Source google images
Here are a bunch of water play ideas that you could try at home.
Water Play:
Water Flow
Experiment with whirlpools, fountains, downwards flows, currents, pumps, dams, obstructions, different levels, swirling the water to make objects move. Try using piping and guttering and flow water or boats down.
Just Water
Put your hands in some water. How does water sound, feel, look, move? Use warm water on cold days.
Measuring and pouring
Different size containers will give children experience with volume. Put a board across the water trough so the child can rest containers on it while pouring. Can also pour from a jug to fill several glasses. Tea parties.
Water Music
Help children make musical jars by filling a row of jars with different levels of water. Have some beaters to hit the jars. Use coloured water to make the levels more obvious.
Make a Sailing Boat
Use cardboard cartons (eg top cut from a milk carton). Attach a straw and paper sail (use of bit of clay to stick it down). Blow on it to help it sail.
Wet and Dry
Add water to these things and watch changes in colour, shape, size, texture:
(Dry) Sand, sponges, paper, teatowel, flour, sawdust, disposable nappy, dried leaves.
Sinking and Floating
Collect things that float – wood, plastic bottle with lid, bark chips, cork, leaf, acorn, feather, pumice, plastic cups, sponge, ball, sawdust.
Collect things that don’t float – paper clip, nail, clay, stone, solid plastic, sand.
Things that do/don’t float – sponge, solid plastic, cups, dishes.
Try holding down something that floats, then let it go.

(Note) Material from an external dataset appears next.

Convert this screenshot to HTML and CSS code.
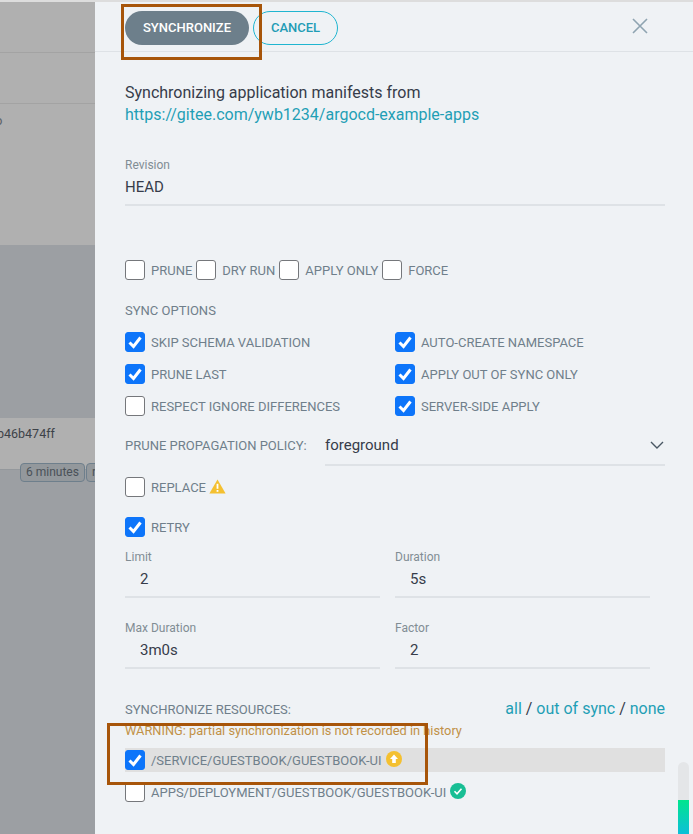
FILE: index.html
```html
<!DOCTYPE html>
<html lang="en">
<head>
<meta charset="utf-8">
<title>Sync</title>
<link rel="stylesheet" href="styles.css">
</head>
<body>
<div class="screen">
  <aside class="backdrop">
    <div class="bd-top"><div class="bd-cell"></div><div class="bd-cell"></div><div class="bd-cell grow"><span class="bd-frag">o</span></div></div>
    <div class="bd-gap"></div>
    <div class="bd-row"><span class="bd-hash">b46b474ff</span></div>
    <div class="bd-tags"><span class="tag">6 minutes</span><span class="tag">r</span></div>
  </aside>
  <main class="panel">
    <header class="head">
      <button class="btn primary">SYNCHRONIZE</button>
      <button class="btn outline">CANCEL</button>
      <svg class="close" width="16" height="16" viewBox="0 0 16 16"><path d="M1 1L15 15M15 1L1 15" stroke="#8fa4b1" stroke-width="1.6" fill="none"/></svg>
    </header>
    <div class="body">
      <p class="intro">Synchronizing application manifests from<br><a class="link">https://gitee.com/ywb1234/argocd-example-apps</a></p>
      <div class="field revision"><label class="flabel">Revision</label><div class="fvalue">HEAD</div></div>
      <div class="modes">
        <label class="check"><span class="box"></span>PRUNE</label>
        <label class="check"><span class="box"></span>DRY RUN</label>
        <label class="check"><span class="box"></span>APPLY ONLY</label>
        <label class="check"><span class="box"></span>FORCE</label>
      </div>
      <div class="section-title">SYNC OPTIONS</div>
      <div class="opts">
        <label class="check"><span class="box on"><svg viewBox="0 0 20 20"><path d="M4.5 10.5L8.5 14.5L15.5 5.5" /></svg></span>SKIP SCHEMA VALIDATION</label>
        <label class="check"><span class="box on"><svg viewBox="0 0 20 20"><path d="M4.5 10.5L8.5 14.5L15.5 5.5" /></svg></span>AUTO-CREATE NAMESPACE</label>
        <label class="check"><span class="box on"><svg viewBox="0 0 20 20"><path d="M4.5 10.5L8.5 14.5L15.5 5.5" /></svg></span>PRUNE LAST</label>
        <label class="check"><span class="box on"><svg viewBox="0 0 20 20"><path d="M4.5 10.5L8.5 14.5L15.5 5.5" /></svg></span>APPLY OUT OF SYNC ONLY</label>
        <label class="check"><span class="box"></span>RESPECT IGNORE DIFFERENCES</label>
        <label class="check"><span class="box on"><svg viewBox="0 0 20 20"><path d="M4.5 10.5L8.5 14.5L15.5 5.5" /></svg></span>SERVER-SIDE APPLY</label>
      </div>
      <div class="policy">
        <span class="policy-label">PRUNE PROPAGATION POLICY:</span>
        <div class="select"><span>foreground</span><svg width="14" height="8" viewBox="0 0 14 8"><path d="M1 1L7 7L13 1" fill="none" stroke="#495763" stroke-width="1.4"/></svg></div>
      </div>
      <div class="single replace"><label class="check"><span class="box"></span>REPLACE<svg class="warn" width="17" height="15" viewBox="0 0 17 15"><path d="M8.5 0.5L16.6 14.5H0.4Z" fill="#f4c030"/><rect x="7.6" y="4.8" width="1.8" height="5" fill="#fff"/><rect x="7.6" y="11" width="1.8" height="1.8" fill="#fff"/></svg></label></div>
      <div class="single retry"><label class="check"><span class="box on"><svg viewBox="0 0 20 20"><path d="M4.5 10.5L8.5 14.5L15.5 5.5" /></svg></span>RETRY</label></div>
      <div class="retry-grid">
        <div class="rfield"><label class="flabel">Limit</label><div class="rvalue">2</div></div>
        <div class="rfield"><label class="flabel">Duration</label><div class="rvalue">5s</div></div>
        <div class="rfield"><label class="flabel">Max Duration</label><div class="rvalue">3m0s</div></div>
        <div class="rfield"><label class="flabel">Factor</label><div class="rvalue">2</div></div>
      </div>
      <div class="res-head"><span class="section-inline">SYNCHRONIZE RESOURCES:</span><span class="res-links"><a class="link">all</a> / <a class="link">out of sync</a> / <a class="link">none</a></span></div>
      <div class="warning">WARNING: partial synchronization is not recorded in history</div>
      <div class="res selected"><label class="check"><span class="box on"><svg viewBox="0 0 20 20"><path d="M4.5 10.5L8.5 14.5L15.5 5.5" /></svg></span>/SERVICE/GUESTBOOK/GUESTBOOK-UI<svg class="status" width="16" height="16" viewBox="0 0 16 16"><circle cx="8" cy="8" r="8" fill="#f4c030"/><path d="M8 3.5L12 8H9.8V12H6.2V8H4Z" fill="#fff"/></svg></label></div>
      <div class="res"><label class="check"><span class="box"></span>APPS/DEPLOYMENT/GUESTBOOK/GUESTBOOK-UI<svg class="status" width="16" height="16" viewBox="0 0 16 16"><circle cx="8" cy="8" r="8" fill="#18be94"/><path d="M4.5 8.3L7 10.8L11.5 5.8" fill="none" stroke="#fff" stroke-width="1.6"/></svg></label></div>
    </div>
    <div class="mark mark-top"></div>
    <div class="mark mark-res"></div>
    <div class="scroll"><div class="thumb"></div></div>
  </main>
</div>
</body>
</html>
```
FILE: styles.css
```css
* { box-sizing: border-box; }
html, body { margin: 0; height: 100%; overflow: hidden; }
body { font-family: Roboto, "Liberation Sans", sans-serif; background: #eff2f5; }
.screen { display: flex; height: 834px; width: 693px; padding-top: 2px; background: linear-gradient(#ddd 2px, transparent 2px); }

.backdrop { width: 95px; flex: none; background: #9c9fa3; display: flex; flex-direction: column; }
.bd-top { height: 243px; background: #b0b0b0; display: flex; flex-direction: column; }
.bd-cell { height: 51px; border-bottom: 1px solid #a3a3a3; }
.bd-cell.grow { flex: 1; border-bottom: 0; position: relative; font-size: 13px; color: #5c6268; overflow: hidden; }
.bd-frag { position: absolute; left: -5px; top: 9px; }
.bd-gap { height: 173px; }
.bd-row { height: 52px; background: #b0b0b0; border-bottom: 1px solid #94989c; padding-top: 7px; font-size: 12.5px; line-height: 18px; color: #3d4248; white-space: nowrap; overflow: hidden; }
.bd-hash { margin-left: -3px; }
.bd-tags { display: flex; gap: 1px; margin-top: -7px; margin-left: 20px; white-space: nowrap; overflow: hidden; }
.tag { height: 19px; border: 1px solid #6e7f8c; border-radius: 4px; background: #93989c; color: #4a5158; font-size: 12px; line-height: 17px; padding: 0 5px; }

.panel { flex: 1; position: relative; background: #eff2f5; color: #495763; overflow: hidden; }
.head { height: 50px; border-bottom: 1px solid #dee2e6; display: flex; align-items: flex-start; padding: 9px 0 0 30px; gap: 4px; position: relative; }
.btn { height: 34px; border-radius: 17px; font: 500 13px Roboto, sans-serif; padding: 0 0 2px; }
.primary { width: 124px; background: #6d7f8b; color: #fff; border: 0; }
.outline { width: 85px; background: transparent; color: #1f9cb5; border: 1px solid #1fb5d0; }
.close { position: absolute; left: 537px; top: 16px; }

.body { padding: 0 28px 0 30px; }
.intro { margin: 30px 0 0; font-size: 16px; line-height: 22px; color: #363c4a; }
.link { color: #1f9fb5; }
.flabel { display: block; font-size: 12px; line-height: 14px; color: #818d94; }
.revision { margin-top: 32px; height: 48px; border-bottom: 2px solid #dee2e6; }
.fvalue { font-size: 15px; line-height: 18px; margin-top: 6px; color: #363c4a; }

.check { display: flex; align-items: center; font-size: 13px; color: #6f7f8b; white-space: nowrap; }
.box { width: 20px; height: 20px; flex: none; margin-right: 6px; border: 1px solid #75777b; border-radius: 3px; background: #fff; display: flex; }
.box.on { background: #0d75fa; border-color: #0d75fa; }
.box svg { width: 20px; height: 20px; margin: -1px; flex: none; }
.box svg path { fill: none; stroke: #fff; stroke-width: 3; }

.modes { display: flex; gap: 4px; margin-top: 54px; height: 20px; }
.section-title { margin-top: 23px; font-size: 13px; line-height: 16px; color: #6f7f8b; }
.opts { display: grid; grid-template-columns: 270px 1fr; row-gap: 12px; margin-top: 13px; }

.policy { display: flex; margin-top: 12px; align-items: flex-start; }
.policy-label { font-size: 13px; line-height: 16px; margin-top: 10px; color: #6f7f8b; width: 200px; flex: none; }
.select { flex: 1; height: 38px; border-bottom: 2px solid #dee2e6; display: flex; justify-content: space-between; align-items: center; padding: 0 1px 2px 0; font-size: 15px; color: #363c4a; }
.replace { margin-top: 11px; }
.retry { margin-top: 20px; }
.warn { margin-left: 3px; position: relative; top: -1px; }

.retry-grid { display: grid; grid-template-columns: 255px 255px; column-gap: 15px; row-gap: 19px; margin-top: 9px; width: 525px; }
.rfield { height: 52px; border-bottom: 2px solid #dee2e6; }
.rfield .flabel { margin-top: 4px; }
.rvalue { font-size: 15px; line-height: 18px; margin-top: 6px; padding-left: 15px; color: #363c4a; }

.res-head { display: flex; justify-content: space-between; align-items: flex-end; margin-top: 28px; height: 20px; }
.section-inline { font-size: 13px; color: #6f7f8b; }
.res-links { font-size: 16px; line-height: 16px; color: #363c4a; }
.warning { font-size: 12.8px; line-height: 16px; margin-top: 6px; color: #c19147; }
.res { height: 24px; margin-top: 8px; display: flex; align-items: center; }
.res.selected { background: #e0e0e0; margin-top: 9px; }
.status { margin-left: 4px; position: relative; top: -1px; }

.mark { position: absolute; border: 3px solid #a7550a; pointer-events: none; }
.mark-top { left: 26px; top: 2px; width: 141px; height: 56px; }
.mark-res { left: 12px; top: 721px; width: 321px; height: 62px; }

.scroll { position: absolute; right: 4px; top: 760px; width: 11px; height: 72px; border-radius: 6px 6px 0 0; background: #e4e6e8; overflow: hidden; }
.thumb { margin-top: 38px; height: 34px; background: linear-gradient(#00e58e, #0dbfd8); }
```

Can you weight down a floating object by using non-floating objects (eg wood, by using stones).
Drop balls of clay into water. (Sinks) Now make a piece of clay into a boat shape and put it in the water. (Floats)
Potions
Make potions to encourage experience with floating/ emulsions, things that dissolve and things that don’t.
Have available: clay, flour, sawdust, leaves, grass clippings, bark chips, flowers, sand, earth, powder paint, salt, oil.
Put oil and dye in bottle and shake. Watch the emulsion slowly separating again.
Dispersion
Add droppers filled with different coloured dye to water. Watch it disperse.
Water as Ice
Freeze: balloons filled with water, rubber gloves, ice cubes, containers with flowers/leaves, a small plastic toy frozen inside. Use hammers or wooden mallets to chip the ice away. (Put ice on a towel to stop slipping.) Use drills on big blocks of ice. Make ice in a round cake tin and hang outside – watch it drip. Place coloured rock salt on the ice and see the coloured tunnels appear in the ice.
Have a snow day
Some industries (eg fish factories) will dump a load of snow/ice to your Playcentre. Experiment with sliding, building, squirting dye.
Water in the sandpit
Children build hills, valleys, castles, roads, then add water (hose) until it all floods. Talk about floods, rivers, erosion, dams etc.
Water volcano
Prop hose upwards (use a pipe to feed the hose through), pile the sand around until it is covered, then get a child to turn the water on full.
Balloons filled with water and air
Insert one balloon inside another. Fill the inner balloon with water and tie. Blow air into the outer balloon and tie. Try throwing and bouncing it.
Water to drink
Small jugs for children to fill their own drinking cups at morning tea. Add straws to blow bubbles.
Make banana milkshakes. Freeze iceblocks with pieces of fruit inside. Freeze an orange then slice it cold to make fruit ices.
After the rain stand under a tree and shake the drops down. Drink the rain.
Bubbles
Mix: 1/4 cup good quality detergent to a litre of water. Add a little sugar to strengthen bubbles. Bubbles work best on an overcast windless day.
Make bubbles by blowing through frames such as plastic rings (eg from 6 packs), plastic lids cut into shapes, pipe cleaners, electrical wire; or by swishing the frame (eg tennis bat, fly swat) through the air.
Rainbows
Turn the nozzle on the hose to a fine spray and make rainbows.
Painting on wet paper
Watch the colours run with mixed paint or sprinkle dry powder paint on wet paper (use thicker quality paper).
Fishing
Fill a paddling pool. Use hand held nets to catch a variety of floating objects.
Bubble prints
Put food dye and a little detergent in a cup. Child blows through a straw until the bubbles spill over. Gently press a piece of paper over the top to make the print. (Check child knows how to blow through the straw first!)
Fingerpaint and Coloured Ice
Warm finger paint in a trough with coloured ice blocks on sticks.
Water and big muscle
Waterslides (plastic sheet or gym mat) down a slope. Use detergent and water to slide more. Or attach a garden sprinkler to the hose so children can run through it.
Mud hole
Make a mud patch for children to play in with dinosaurs or trucks. Or use clay and water.
Nature display
Fish in tank, photos of waterfalls, cycles of water (rain clouds, floods, puddles) etc
Deserts, animals drinking, whales spouting.
Weather
Talk about the weather – clouds that bring rain. Go out in the rain.
Flowers drink water too
Put white flowers in jars of dye and water and watch the flower change colour.
Washing
Washing hands, washing hair, washing dolls clothes, washing babies (dolls), washing down sandy things eg trucks.
Bring a car to be washed. Bring a baby to be bathed. Let the children wash the outside windows. Create a car wash for the children to ride bikes through. Wash a dog.